Chaffetz's town hall which attracted national news coverage wasn't the only one where members of Congress faced an angry response from voters.
Rep. Diane Black, R-Tenn., met with constituents at about the same time Thursday and saw a blowback from the audience concerned about the GOP's efforts to jettison the Affordable Care Act.
At a town hall in Florida for GOP Rep. Gus Bilirakis, Pasco County GOP secretary Bill Akins earned a strong rebuke from voters for saying, falsely, that the health care law includes "death panels," and he shot back at the boos.
"OK, children; all right, children," Akins said, according to CNN.
The Democratic Congressional Campaign Committee pounced on the recent GOP town halls, saying it shows Americans are not on board with the Republicans' plans and are ready and willing to show it.
"More and more House Republicans are facing massive constituent backlash in their districts after voting to rip apart the ACA without a replacement plan, defunding life-saving services provided by Planned Parenthood, and abandoning their duty to provide a check and balance on President Trump and this is really just the beginning," said DCCC spokesman Tyler Law. "As Republicans continue to cancel town halls, sneak out of back doors, and run away from their constituents, the backlash will grow stronger and the protests will get louder."

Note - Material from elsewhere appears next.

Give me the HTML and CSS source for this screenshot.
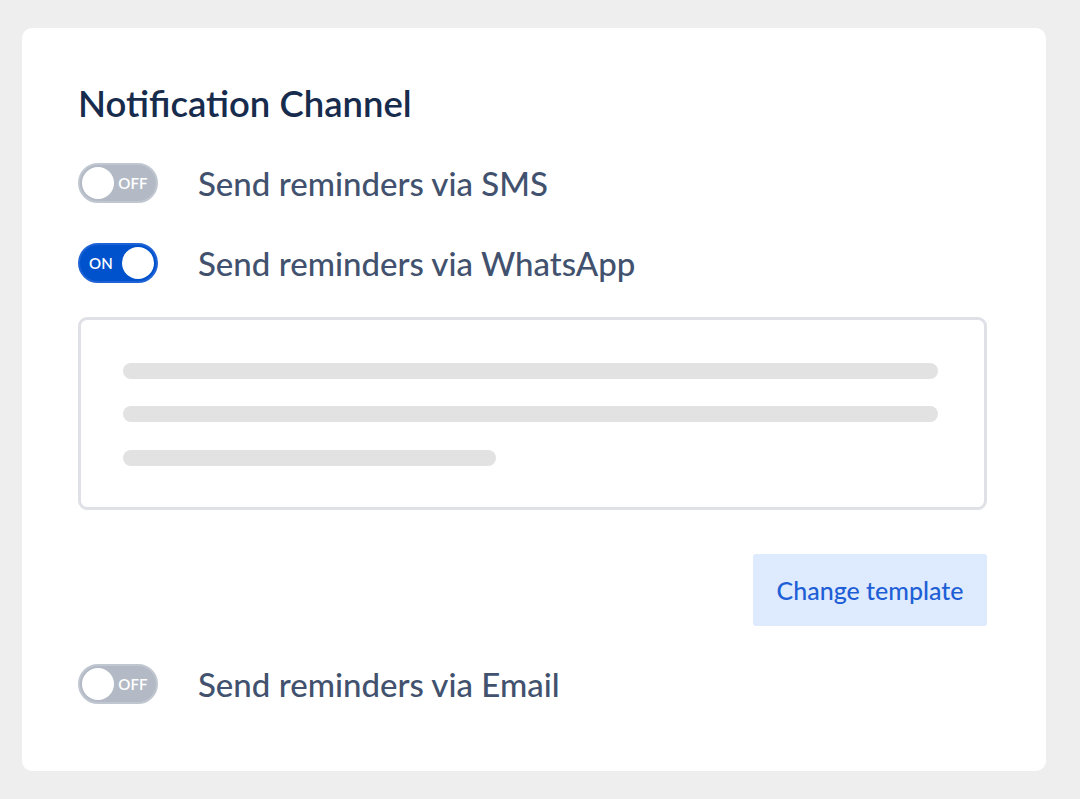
FILE: index.html
```html
<!DOCTYPE html>
<html>
<head>
<meta charset="utf-8">
<link rel="stylesheet" href="styles.css">
</head>
<body>
<div class="card">
  <h1 class="title">Notification Channel</h1>
  <div class="row row-first">
    <span class="toggle off"><span class="knob"></span><span class="tlabel">OFF</span></span>
    <span class="label">Send reminders via SMS</span>
  </div>
  <div class="row">
    <span class="toggle on"><span class="tlabel">ON</span><span class="knob"></span></span>
    <span class="label">Send reminders via WhatsApp</span>
  </div>
  <div class="template">
    <div class="line"></div>
    <div class="line line2"></div>
    <div class="line line3"></div>
  </div>
  <div class="actions">
    <button class="btn">Change template</button>
  </div>
  <div class="row row-email">
    <span class="toggle off"><span class="knob"></span><span class="tlabel">OFF</span></span>
    <span class="label">Send reminders via Email</span>
  </div>
</div>
</body>
</html>
```
FILE: styles.css
```css
html, body {
  margin: 0;
  padding: 0;
  background: #eeeeee;
}
body {
  padding: 28px 34px 28px 22px;
  font-family: "Lato", "Noto Sans", sans-serif;
}
.card {
  background: #ffffff;
  border-radius: 10px;
  height: 743px;
  box-sizing: border-box;
  padding: 55px 59px 0 56px;
  display: flex;
  flex-direction: column;
}
.title {
  margin: 0;
  font-size: 36.5px;
  line-height: 40px;
  font-weight: 600;
  color: #172B4D;
  padding-left: 0;
}
.row {
  display: flex;
  align-items: center;
  height: 40px;
  margin-top: 40px;
}
.toggle {
  box-sizing: border-box;
  width: 80px;
  height: 40px;
  border-radius: 20px;
  padding: 2px;
  display: flex;
  align-items: center;
  flex-shrink: 0;
}
.toggle.off {
  background: #B3BAC5;
  border: 2px solid #C1C7D0;
}
.toggle.on {
  background: #0052CC;
  border: 2px solid #1E63D6;
}
.knob {
  width: 32px;
  height: 32px;
  border-radius: 50%;
  background: #ffffff;
}
.tlabel {
  color: #ffffff;
  font-size: 15px;
  font-weight: 600;
  flex: 1;
  text-align: center;
  letter-spacing: 0.2px;
}
.toggle.off .tlabel { padding-right: 2px; }
.toggle.on .tlabel { padding-right: 2px; }
.label {
  margin-left: 40px;
  font-size: 33px;
  font-weight: 500;
  color: #42526E;
}
.template {
  margin-top: 34px;
  height: 193px;
  box-sizing: border-box;
  border: 3px solid #DFE1E6;
  border-radius: 9px;
  padding: 43px 46px 0 42px;
}
.line {
  height: 16px;
  border-radius: 8px;
  background: #E2E2E2;
}
.line2 { margin-top: 27px; }
.line3 { margin-top: 28px; width: 373px; }
.actions {
  display: flex;
  justify-content: flex-end;
  margin-top: 44px;
}
.btn {
  width: 234px;
  height: 72px;
  border: none;
  border-radius: 3px;
  background: #DEEBFF;
  color: #1F5FD6;
  font-family: "Lato", "Noto Sans", sans-serif;
  font-size: 25px;
  font-weight: 500;
  padding: 0;
}
.row-email { margin-top: 38px; }
```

For his part, Chaffetz says he has "no doubt" that some of the vitriol aimed at the town halls is being stirred up by national liberal groups and he noted there was an effort to organize people to come to his town hall from left-leaning groups in Utah.
"There's a percentage of our population that is beside themselves that Donald Trump is the president," Chaffetz said. "They never thought it would happen and they're upset. They're mad. And they want to lash out."